3. Uncertainty Analysis:
– Evaluate the uncertainty in the log-derived parameters due to variations in lithology, fluid properties, tool accuracy, and environmental corrections. Sensitivity analysis is often performed to understand the impact of these uncertainties on reserves estimation and well planning.
4. Reporting and Decision-Making:
– Present the quantitative analysis results in a format that supports decision-making for exploration, development, and production. This typically includes detailed log interpretations, crossplots, maps of reservoir properties, and reserve estimates.
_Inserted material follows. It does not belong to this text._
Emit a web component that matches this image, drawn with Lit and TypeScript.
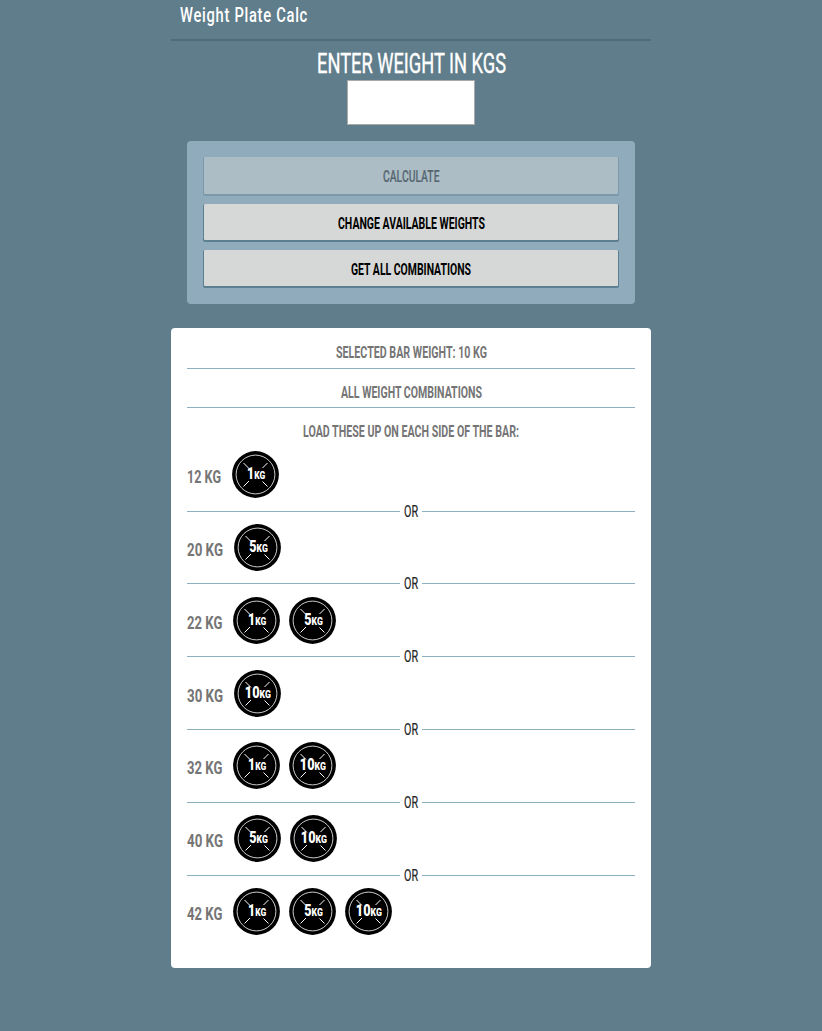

Challenges and Considerations
1. Complex Lithologies:
– Mixed lithologies, such as laminated sands and shales or carbonates with vugs and fractures, can complicate the interpretation of log data and require advanced models or multi-mineral analysis.
2. Shaly Formations:
– The presence of shale complicates porosity and saturation calculations due to the conductive nature of clay minerals, which can affect resistivity and porosity measurements.
3. Gas Effects:
– Gas in the formation can lead to anomalies in neutron and density logs, often resulting in overestimated porosity or misinterpreted fluid types.
4. Data Quality:
– The accuracy of quantitative log analysis is highly dependent on the quality of the log data. Issues like poor tool calibration, borehole washouts, or invasion by drilling fluids can lead to errors in interpretation.
5. Calibration with Core Data:
– Where available, core data should be used to calibrate log-derived estimates of porosity, permeability, and saturation to reduce uncertainty.
Conclusion
Petrophysical Quantitative Log Analysis is a critical process in reservoir characterization, providing the quantitative data necessary to estimate reserves, plan wells, and optimize production strategies. By combining various logging tools and analytical techniques, petrophysicists can derive detailed insights into the subsurface, improving the understanding of the reservoir’s potential and guiding effective decision-making in the exploration and development of hydrocarbon resources.